## What is asked:
Keep the pictures out of the copy and repeat the records exactly.

## Data section:
^^^^^^^^
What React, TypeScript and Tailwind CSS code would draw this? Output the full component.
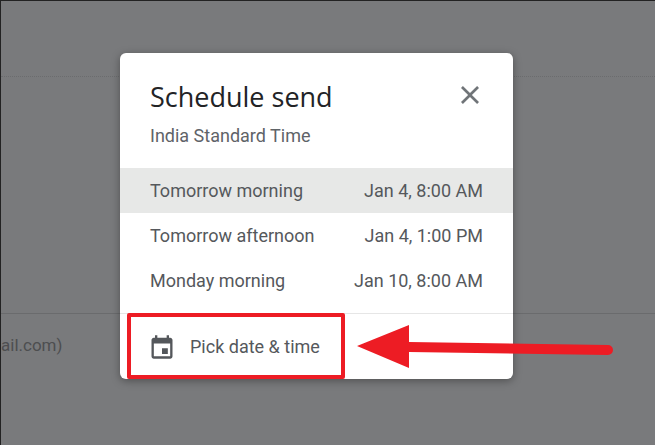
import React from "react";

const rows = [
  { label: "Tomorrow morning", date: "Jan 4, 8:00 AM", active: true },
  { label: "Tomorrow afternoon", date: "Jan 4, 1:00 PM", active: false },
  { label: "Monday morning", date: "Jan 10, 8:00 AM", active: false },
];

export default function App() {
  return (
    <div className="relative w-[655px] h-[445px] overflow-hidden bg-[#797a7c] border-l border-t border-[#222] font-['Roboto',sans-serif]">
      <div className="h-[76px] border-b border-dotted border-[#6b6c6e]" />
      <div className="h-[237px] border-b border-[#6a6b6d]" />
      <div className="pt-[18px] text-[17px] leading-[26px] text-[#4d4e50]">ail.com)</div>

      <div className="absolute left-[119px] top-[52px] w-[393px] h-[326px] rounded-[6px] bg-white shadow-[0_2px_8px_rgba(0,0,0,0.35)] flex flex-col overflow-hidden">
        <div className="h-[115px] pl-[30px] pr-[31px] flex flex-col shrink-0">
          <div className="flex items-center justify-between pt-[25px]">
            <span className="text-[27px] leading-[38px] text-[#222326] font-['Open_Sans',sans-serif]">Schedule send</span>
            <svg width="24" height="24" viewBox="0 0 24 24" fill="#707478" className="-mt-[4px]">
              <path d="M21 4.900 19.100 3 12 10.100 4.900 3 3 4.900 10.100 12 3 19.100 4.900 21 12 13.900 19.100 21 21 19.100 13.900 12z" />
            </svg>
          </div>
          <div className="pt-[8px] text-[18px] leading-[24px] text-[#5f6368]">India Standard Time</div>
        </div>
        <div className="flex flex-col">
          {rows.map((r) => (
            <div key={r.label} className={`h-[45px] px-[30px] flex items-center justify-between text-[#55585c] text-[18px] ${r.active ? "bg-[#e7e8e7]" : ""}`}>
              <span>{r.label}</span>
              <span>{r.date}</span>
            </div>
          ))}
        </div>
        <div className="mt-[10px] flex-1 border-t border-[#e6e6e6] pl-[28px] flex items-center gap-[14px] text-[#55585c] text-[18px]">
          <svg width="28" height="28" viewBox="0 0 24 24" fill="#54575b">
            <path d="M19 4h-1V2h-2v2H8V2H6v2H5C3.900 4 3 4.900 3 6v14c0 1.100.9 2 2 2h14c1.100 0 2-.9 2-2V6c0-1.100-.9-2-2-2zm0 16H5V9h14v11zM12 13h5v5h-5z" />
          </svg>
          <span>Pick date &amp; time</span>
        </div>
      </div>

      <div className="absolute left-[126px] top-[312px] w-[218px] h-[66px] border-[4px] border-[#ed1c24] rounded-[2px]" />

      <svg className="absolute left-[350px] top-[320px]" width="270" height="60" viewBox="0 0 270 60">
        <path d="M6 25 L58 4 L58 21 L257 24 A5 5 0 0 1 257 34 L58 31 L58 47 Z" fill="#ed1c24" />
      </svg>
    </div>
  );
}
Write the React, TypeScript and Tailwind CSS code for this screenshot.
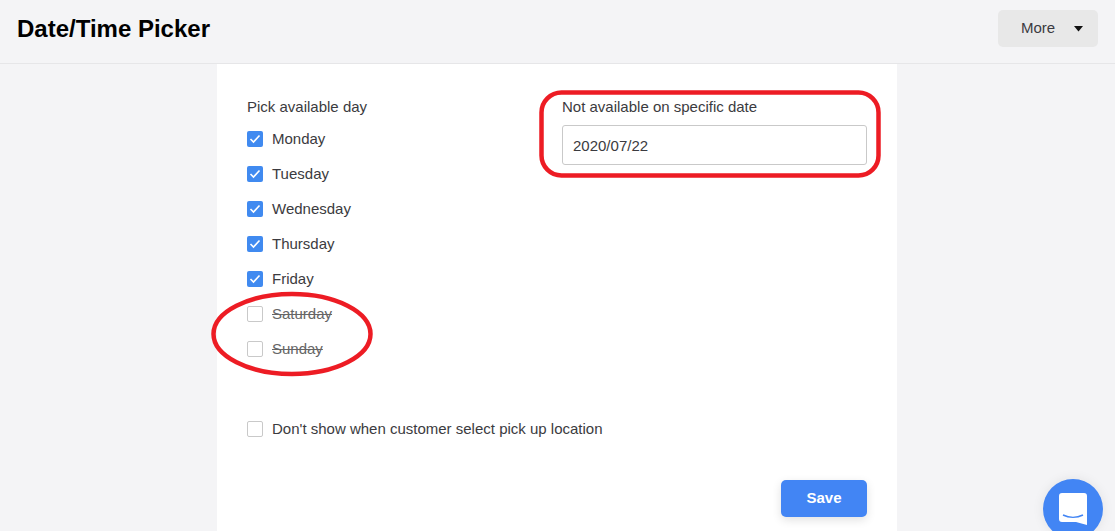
^^^^^^^^
## Output below:
What React, TypeScript and Tailwind CSS code would draw this? Output the full component.
import React from "react";

const rows = [
  { label: "Tomorrow morning", date: "Jan 4, 8:00 AM", active: true },
  { label: "Tomorrow afternoon", date: "Jan 4, 1:00 PM", active: false },
  { label: "Monday morning", date: "Jan 10, 8:00 AM", active: false },
];

export default function App() {
  return (
    <div className="relative w-[655px] h-[445px] overflow-hidden bg-[#797a7c] border-l border-t border-[#222] font-['Roboto',sans-serif]">
      <div className="h-[76px] border-b border-dotted border-[#6b6c6e]" />
      <div className="h-[237px] border-b border-[#6a6b6d]" />
      <div className="pt-[18px] text-[17px] leading-[26px] text-[#4d4e50]">ail.com)</div>

      <div className="absolute left-[119px] top-[52px] w-[393px] h-[326px] rounded-[6px] bg-white shadow-[0_2px_8px_rgba(0,0,0,0.35)] flex flex-col overflow-hidden">
        <div className="h-[115px] pl-[30px] pr-[31px] flex flex-col shrink-0">
          <div className="flex items-center justify-between pt-[25px]">
            <span className="text-[27px] leading-[38px] text-[#222326] font-['Open_Sans',sans-serif]">Schedule send</span>
            <svg width="24" height="24" viewBox="0 0 24 24" fill="#707478" className="-mt-[4px]">
              <path d="M21 4.900 19.100 3 12 10.100 4.900 3 3 4.900 10.100 12 3 19.100 4.900 21 12 13.900 19.100 21 21 19.100 13.900 12z" />
            </svg>
          </div>
          <div className="pt-[8px] text-[18px] leading-[24px] text-[#5f6368]">India Standard Time</div>
        </div>
        <div className="flex flex-col">
          {rows.map((r) => (
            <div key={r.label} className={`h-[45px] px-[30px] flex items-center justify-between text-[#55585c] text-[18px] ${r.active ? "bg-[#e7e8e7]" : ""}`}>
              <span>{r.label}</span>
              <span>{r.date}</span>
            </div>
          ))}
        </div>
        <div className="mt-[10px] flex-1 border-t border-[#e6e6e6] pl-[28px] flex items-center gap-[14px] text-[#55585c] text-[18px]">
          <svg width="28" height="28" viewBox="0 0 24 24" fill="#54575b">
            <path d="M19 4h-1V2h-2v2H8V2H6v2H5C3.900 4 3 4.900 3 6v14c0 1.100.9 2 2 2h14c1.100 0 2-.9 2-2V6c0-1.100-.9-2-2-2zm0 16H5V9h14v11zM12 13h5v5h-5z" />
          </svg>
          <span>Pick date &amp; time</span>
        </div>
      </div>

      <div className="absolute left-[126px] top-[312px] w-[218px] h-[66px] border-[4px] border-[#ed1c24] rounded-[2px]" />

      <svg className="absolute left-[350px] top-[320px]" width="270" height="60" viewBox="0 0 270 60">
        <path d="M6 25 L58 4 L58 21 L257 24 A5 5 0 0 1 257 34 L58 31 L58 47 Z" fill="#ed1c24" />
      </svg>
    </div>
  );
}
Write the React, TypeScript and Tailwind CSS code for this screenshot.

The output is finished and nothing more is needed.